EXERCISE AIM
Locate every line below that contains the word "React" and copy it.

EXTRACTED RECORDS

# # #

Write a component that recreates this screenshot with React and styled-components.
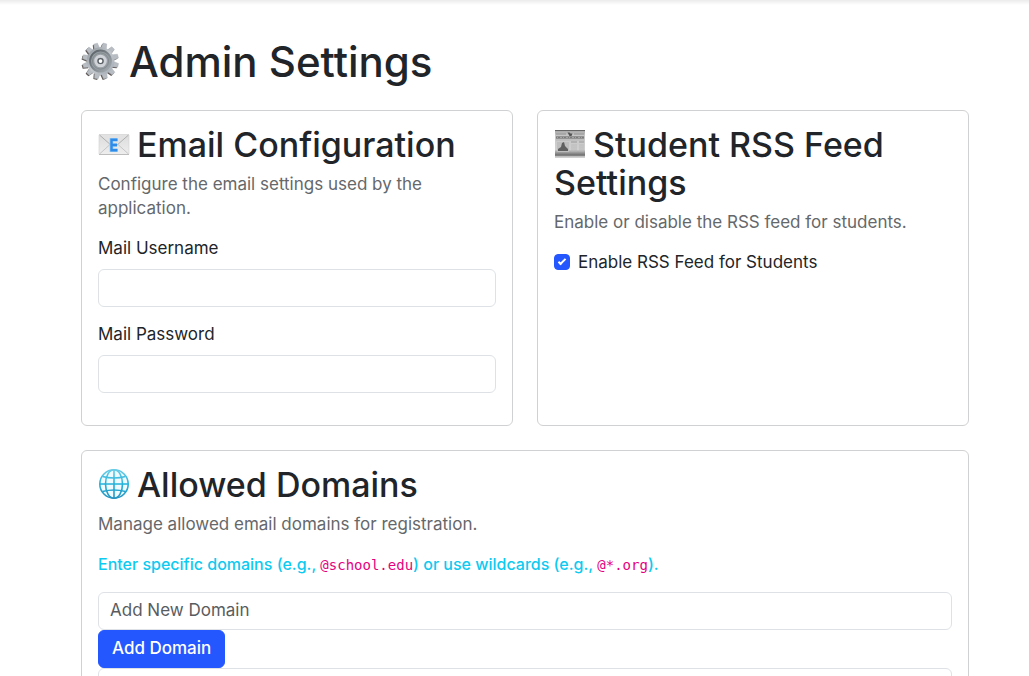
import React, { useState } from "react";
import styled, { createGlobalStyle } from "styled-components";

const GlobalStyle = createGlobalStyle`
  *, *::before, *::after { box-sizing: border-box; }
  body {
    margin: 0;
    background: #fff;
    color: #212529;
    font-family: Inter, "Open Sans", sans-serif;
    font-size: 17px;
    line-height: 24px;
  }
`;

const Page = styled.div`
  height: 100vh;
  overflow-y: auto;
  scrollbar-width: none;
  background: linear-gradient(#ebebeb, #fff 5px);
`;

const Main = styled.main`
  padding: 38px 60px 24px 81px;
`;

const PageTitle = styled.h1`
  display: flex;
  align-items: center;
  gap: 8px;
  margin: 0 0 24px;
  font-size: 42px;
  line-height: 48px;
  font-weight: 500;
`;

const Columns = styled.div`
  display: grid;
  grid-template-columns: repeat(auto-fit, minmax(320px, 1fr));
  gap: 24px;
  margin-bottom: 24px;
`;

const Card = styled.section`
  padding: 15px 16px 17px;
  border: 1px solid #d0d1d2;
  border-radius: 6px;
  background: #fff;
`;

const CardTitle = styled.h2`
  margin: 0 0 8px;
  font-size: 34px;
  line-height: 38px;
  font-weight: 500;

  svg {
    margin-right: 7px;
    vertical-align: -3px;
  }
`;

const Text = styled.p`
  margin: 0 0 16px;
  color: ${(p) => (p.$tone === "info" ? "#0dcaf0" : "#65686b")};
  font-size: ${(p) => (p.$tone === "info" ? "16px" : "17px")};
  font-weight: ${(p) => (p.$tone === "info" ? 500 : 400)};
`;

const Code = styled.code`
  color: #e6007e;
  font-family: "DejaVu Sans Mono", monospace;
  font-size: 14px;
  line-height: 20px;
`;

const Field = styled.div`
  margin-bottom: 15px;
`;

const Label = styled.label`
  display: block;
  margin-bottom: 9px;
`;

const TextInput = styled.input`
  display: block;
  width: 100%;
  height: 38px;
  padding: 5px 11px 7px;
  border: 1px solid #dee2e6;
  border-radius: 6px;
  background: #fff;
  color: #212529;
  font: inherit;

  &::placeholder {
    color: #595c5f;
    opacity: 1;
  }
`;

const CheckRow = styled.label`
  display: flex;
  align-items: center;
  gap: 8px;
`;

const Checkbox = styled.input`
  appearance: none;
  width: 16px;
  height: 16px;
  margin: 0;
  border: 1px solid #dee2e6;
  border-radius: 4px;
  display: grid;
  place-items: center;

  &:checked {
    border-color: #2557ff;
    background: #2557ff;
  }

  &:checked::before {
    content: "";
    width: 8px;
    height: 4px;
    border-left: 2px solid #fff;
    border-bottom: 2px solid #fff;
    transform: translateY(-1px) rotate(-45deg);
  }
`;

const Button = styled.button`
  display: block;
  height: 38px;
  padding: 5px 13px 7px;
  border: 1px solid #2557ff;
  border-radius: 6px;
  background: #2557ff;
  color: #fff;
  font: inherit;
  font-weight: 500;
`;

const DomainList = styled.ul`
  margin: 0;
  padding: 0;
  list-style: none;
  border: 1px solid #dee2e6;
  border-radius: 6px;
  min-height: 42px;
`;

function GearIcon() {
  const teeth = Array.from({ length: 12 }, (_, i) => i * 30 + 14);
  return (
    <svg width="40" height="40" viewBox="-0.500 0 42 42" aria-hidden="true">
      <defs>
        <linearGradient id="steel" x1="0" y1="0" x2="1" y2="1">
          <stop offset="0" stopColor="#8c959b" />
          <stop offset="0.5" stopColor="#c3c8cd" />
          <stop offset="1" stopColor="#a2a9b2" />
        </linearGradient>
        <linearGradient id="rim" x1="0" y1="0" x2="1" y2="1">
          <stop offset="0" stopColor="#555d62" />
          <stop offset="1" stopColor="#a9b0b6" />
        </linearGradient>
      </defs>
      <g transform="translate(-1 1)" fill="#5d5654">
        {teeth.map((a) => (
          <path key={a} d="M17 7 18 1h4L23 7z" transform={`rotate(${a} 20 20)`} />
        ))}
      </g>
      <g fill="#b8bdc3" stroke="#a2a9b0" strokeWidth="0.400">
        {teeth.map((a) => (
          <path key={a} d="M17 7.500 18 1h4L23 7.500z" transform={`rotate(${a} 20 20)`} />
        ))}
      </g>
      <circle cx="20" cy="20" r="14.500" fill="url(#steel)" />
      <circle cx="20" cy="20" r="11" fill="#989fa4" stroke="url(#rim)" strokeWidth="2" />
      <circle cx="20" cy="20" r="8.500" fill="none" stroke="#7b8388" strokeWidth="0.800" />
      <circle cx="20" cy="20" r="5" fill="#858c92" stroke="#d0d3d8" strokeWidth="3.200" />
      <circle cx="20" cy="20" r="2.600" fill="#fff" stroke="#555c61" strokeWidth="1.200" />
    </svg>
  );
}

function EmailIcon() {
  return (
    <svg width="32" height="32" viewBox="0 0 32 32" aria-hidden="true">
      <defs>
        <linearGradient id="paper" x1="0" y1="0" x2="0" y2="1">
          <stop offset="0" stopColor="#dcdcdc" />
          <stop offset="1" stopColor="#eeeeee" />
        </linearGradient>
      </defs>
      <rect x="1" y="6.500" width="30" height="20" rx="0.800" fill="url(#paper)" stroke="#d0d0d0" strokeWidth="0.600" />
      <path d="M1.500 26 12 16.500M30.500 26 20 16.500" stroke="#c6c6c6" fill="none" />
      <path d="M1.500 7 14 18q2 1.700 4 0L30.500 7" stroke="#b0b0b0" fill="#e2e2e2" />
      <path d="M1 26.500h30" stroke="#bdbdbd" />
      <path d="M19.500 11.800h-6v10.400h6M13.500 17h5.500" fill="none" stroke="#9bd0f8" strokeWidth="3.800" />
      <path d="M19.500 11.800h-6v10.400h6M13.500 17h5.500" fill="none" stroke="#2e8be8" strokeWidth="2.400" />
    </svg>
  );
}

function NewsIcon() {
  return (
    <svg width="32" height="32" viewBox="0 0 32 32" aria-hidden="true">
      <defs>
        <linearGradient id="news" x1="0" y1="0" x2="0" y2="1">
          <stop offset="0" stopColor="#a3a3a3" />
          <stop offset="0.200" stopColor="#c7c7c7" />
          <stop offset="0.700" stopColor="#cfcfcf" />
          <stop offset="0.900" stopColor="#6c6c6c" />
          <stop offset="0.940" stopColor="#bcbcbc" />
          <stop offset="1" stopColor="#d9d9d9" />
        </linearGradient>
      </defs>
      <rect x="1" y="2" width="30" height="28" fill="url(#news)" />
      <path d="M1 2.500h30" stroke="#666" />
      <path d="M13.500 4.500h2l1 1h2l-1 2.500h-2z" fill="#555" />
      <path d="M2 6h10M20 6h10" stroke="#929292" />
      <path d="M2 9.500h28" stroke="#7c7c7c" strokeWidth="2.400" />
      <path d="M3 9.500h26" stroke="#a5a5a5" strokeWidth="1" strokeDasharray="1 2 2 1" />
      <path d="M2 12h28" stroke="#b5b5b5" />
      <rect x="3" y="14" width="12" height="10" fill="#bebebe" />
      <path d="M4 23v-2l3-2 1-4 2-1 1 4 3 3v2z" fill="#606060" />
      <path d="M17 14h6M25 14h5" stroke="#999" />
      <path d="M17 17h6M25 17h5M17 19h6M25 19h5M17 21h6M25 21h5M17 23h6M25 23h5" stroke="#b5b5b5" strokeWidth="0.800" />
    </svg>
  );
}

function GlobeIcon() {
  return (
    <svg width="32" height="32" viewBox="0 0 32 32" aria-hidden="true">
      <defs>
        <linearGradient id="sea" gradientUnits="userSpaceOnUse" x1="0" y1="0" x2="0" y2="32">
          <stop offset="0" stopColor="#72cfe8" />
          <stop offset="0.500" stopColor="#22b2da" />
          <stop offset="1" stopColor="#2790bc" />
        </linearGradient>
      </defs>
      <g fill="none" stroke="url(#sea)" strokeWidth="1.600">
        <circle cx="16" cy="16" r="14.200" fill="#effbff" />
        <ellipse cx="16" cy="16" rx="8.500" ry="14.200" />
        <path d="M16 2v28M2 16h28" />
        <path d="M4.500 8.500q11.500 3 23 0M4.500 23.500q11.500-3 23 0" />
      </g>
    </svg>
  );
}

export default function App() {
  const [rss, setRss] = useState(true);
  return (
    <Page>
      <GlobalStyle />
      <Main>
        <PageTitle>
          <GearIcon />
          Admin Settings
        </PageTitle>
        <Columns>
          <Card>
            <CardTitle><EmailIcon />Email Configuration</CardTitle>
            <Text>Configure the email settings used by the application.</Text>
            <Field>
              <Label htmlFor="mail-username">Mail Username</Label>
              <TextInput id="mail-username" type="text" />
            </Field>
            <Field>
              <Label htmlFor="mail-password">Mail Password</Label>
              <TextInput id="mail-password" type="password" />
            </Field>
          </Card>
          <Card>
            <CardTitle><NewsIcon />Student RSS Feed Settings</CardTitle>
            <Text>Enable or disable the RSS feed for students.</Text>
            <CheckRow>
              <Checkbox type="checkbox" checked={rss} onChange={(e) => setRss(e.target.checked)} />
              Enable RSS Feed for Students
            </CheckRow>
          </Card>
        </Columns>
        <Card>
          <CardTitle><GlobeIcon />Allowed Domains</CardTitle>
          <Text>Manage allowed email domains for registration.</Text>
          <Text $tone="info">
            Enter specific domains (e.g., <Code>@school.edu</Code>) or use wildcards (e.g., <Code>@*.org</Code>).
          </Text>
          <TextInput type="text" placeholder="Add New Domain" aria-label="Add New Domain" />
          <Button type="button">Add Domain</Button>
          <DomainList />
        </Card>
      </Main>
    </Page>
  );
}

# # #

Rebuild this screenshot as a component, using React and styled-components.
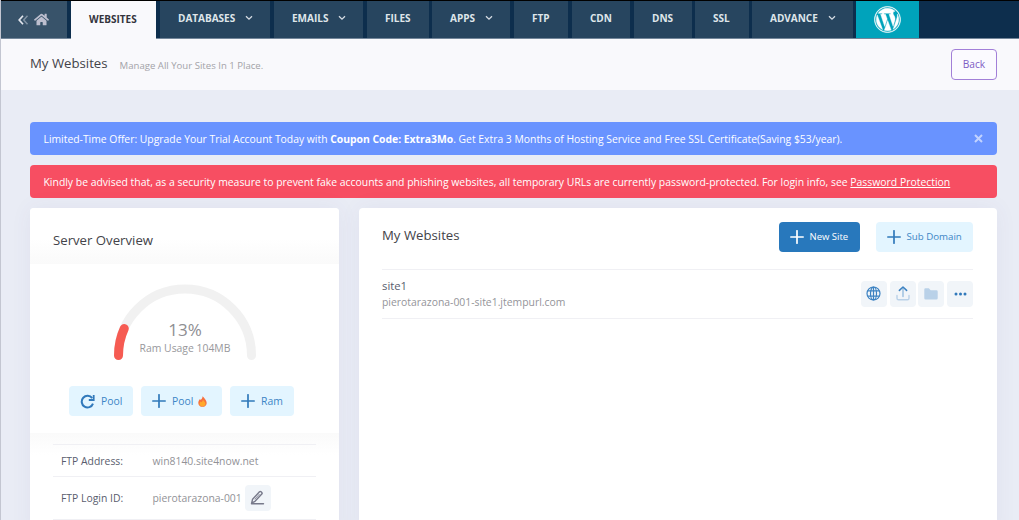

# # #

THE OUTPUT
Write a component that recreates this screenshot with React and styled-components.
import React, { useState } from "react";
Rebuild this screenshot as a component, using React and styled-components.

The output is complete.